#### Your objective
Without the images, write out the whole listing exactly.

#### Source data
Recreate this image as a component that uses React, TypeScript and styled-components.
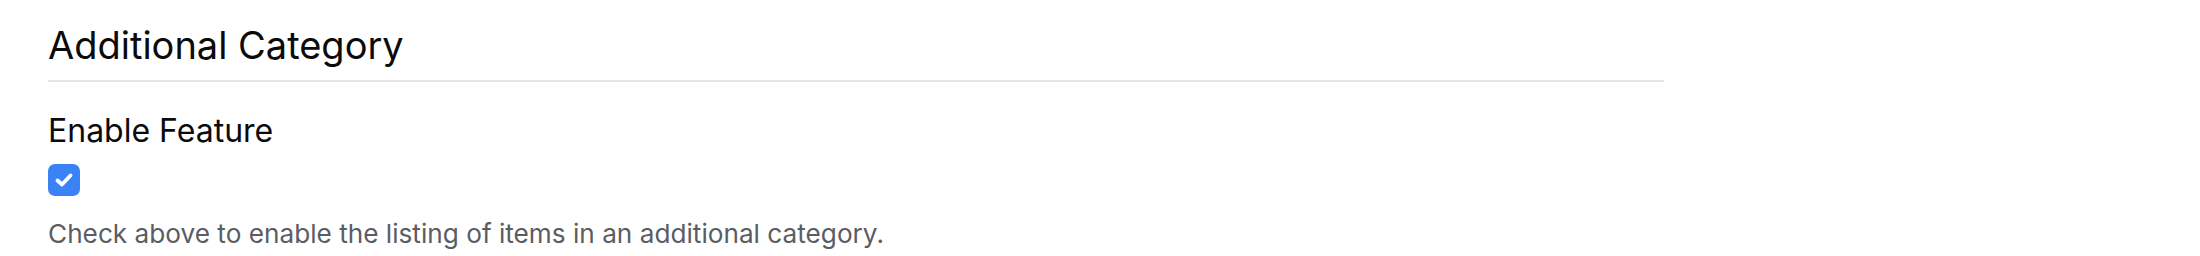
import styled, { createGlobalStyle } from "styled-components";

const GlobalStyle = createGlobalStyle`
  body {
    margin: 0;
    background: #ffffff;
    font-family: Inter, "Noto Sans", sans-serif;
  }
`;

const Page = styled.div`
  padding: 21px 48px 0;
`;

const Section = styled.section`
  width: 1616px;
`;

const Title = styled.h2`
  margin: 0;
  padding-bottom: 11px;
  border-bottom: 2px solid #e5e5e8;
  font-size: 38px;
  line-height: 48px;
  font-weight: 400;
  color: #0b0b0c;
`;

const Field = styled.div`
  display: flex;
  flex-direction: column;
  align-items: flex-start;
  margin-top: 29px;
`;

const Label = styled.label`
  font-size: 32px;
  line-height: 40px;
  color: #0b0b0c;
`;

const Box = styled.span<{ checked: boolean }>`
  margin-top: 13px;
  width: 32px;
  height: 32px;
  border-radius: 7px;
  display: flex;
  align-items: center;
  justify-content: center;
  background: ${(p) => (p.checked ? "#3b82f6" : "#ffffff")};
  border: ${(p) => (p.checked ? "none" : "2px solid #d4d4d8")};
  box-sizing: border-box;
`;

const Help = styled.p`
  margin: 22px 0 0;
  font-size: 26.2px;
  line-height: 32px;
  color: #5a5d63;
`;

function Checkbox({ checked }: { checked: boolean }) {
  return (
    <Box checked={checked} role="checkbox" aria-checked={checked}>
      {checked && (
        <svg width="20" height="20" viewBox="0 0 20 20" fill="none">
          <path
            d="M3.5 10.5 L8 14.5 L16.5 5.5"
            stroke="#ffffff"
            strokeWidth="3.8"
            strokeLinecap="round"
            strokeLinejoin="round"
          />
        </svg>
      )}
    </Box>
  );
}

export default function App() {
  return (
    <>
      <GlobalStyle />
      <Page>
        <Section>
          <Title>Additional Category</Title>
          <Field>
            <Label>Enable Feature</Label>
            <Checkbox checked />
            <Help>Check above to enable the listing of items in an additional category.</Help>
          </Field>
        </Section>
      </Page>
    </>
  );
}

#### Expected output
Recreate this image as a component that uses React, TypeScript and styled-components.
import styled, { createGlobalStyle } from "styled-components";

const GlobalStyle = createGlobalStyle`
  body {
    margin: 0;
    background: #ffffff;
    font-family: Inter, "Noto Sans", sans-serif;
  }
`;

const Page = styled.div`
  padding: 21px 48px 0;
`;

const Section = styled.section`
  width: 1616px;
`;

const Title = styled.h2`
  margin: 0;
  padding-bottom: 11px;
  border-bottom: 2px solid #e5e5e8;
  font-size: 38px;
  line-height: 48px;
  font-weight: 400;
  color: #0b0b0c;
`;

const Field = styled.div`
  display: flex;
  flex-direction: column;
  align-items: flex-start;
  margin-top: 29px;
`;

const Label = styled.label`
  font-size: 32px;
  line-height: 40px;
  color: #0b0b0c;
`;

const Box = styled.span<{ checked: boolean }>`
  margin-top: 13px;
  width: 32px;
  height: 32px;
  border-radius: 7px;
  display: flex;
  align-items: center;
  justify-content: center;
  background: ${(p) => (p.checked ? "#3b82f6" : "#ffffff")};
  border: ${(p) => (p.checked ? "none" : "2px solid #d4d4d8")};
  box-sizing: border-box;
`;

const Help = styled.p`
  margin: 22px 0 0;
  font-size: 26.2px;
  line-height: 32px;
  color: #5a5d63;
`;

function Checkbox({ checked }: { checked: boolean }) {
  return (
    <Box checked={checked} role="checkbox" aria-checked={checked}>
      {checked && (
        <svg width="20" height="20" viewBox="0 0 20 20" fill="none">
          <path
            d="M3.5 10.5 L8 14.5 L16.5 5.5"
            stroke="#ffffff"
            strokeWidth="3.8"
            strokeLinecap="round"
            strokeLinejoin="round"
          />
        </svg>
      )}
    </Box>
  );
}

export default function App() {
  return (
    <>
      <GlobalStyle />
      <Page>
        <Section>
          <Title>Additional Category</Title>
          <Field>
            <Label>Enable Feature</Label>
            <Checkbox checked />
            <Help>Check above to enable the listing of items in an additional category.</Help>
          </Field>
        </Section>
      </Page>
    </>
  );
}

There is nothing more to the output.